Stokes' influence is summed up well by Parkinson:
... Stokes was a very important formative influence on subsequent generations of Cambridge men, including Maxwell. With Green, who in turn had influenced him, Stokes followed the work of the French, especially Lagrange, Laplace, Fourier, Poisson, and Cauchy. This is seen most clearly in his theoretical studies in optics and hydrodynamics; but it should also be noted that Stokes, even as an undergraduate, experimented incessantly. Yet his interests and investigations extended beyond physics, for his knowledge of chemistry and botany was extensive, and often his work in optics drew him into those fields.
One notable omission from his publication list was a treatise on light. This omission was in part due to the change in his research output after 1857 but it was also partly due to not wishing to report upon speculative ideas in a field which was in a rapid state of progress. Stokes' failure to publish a treatise on optics is discussed.
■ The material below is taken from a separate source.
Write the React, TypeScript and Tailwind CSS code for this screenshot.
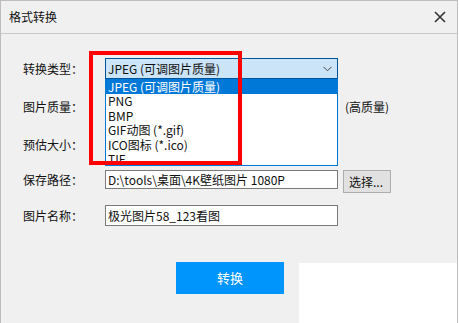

However, he did lecture on optics in his Burnett lectures at the University of Aberdeen in 189193 and these lectures were published.
Stokes' mathematical and physical papers were published in five volumes, the first three of which Stokes edited himself in 1880, 1883 and 1891. The last two were edited by Sir Joseph Larmor with the work being completed in 1905.
These comments about Stokes' character are interesting:
From 1887 to 1892 he was one of the members of Parliament for Cambridge University. In spite, or perhaps because of, his great and profound knowledge and remarkable ability, he rarely spoke in the House of Commons, but was always listened to with attention. In private life his simplicity and modesty were as conspicuous as his great attainments.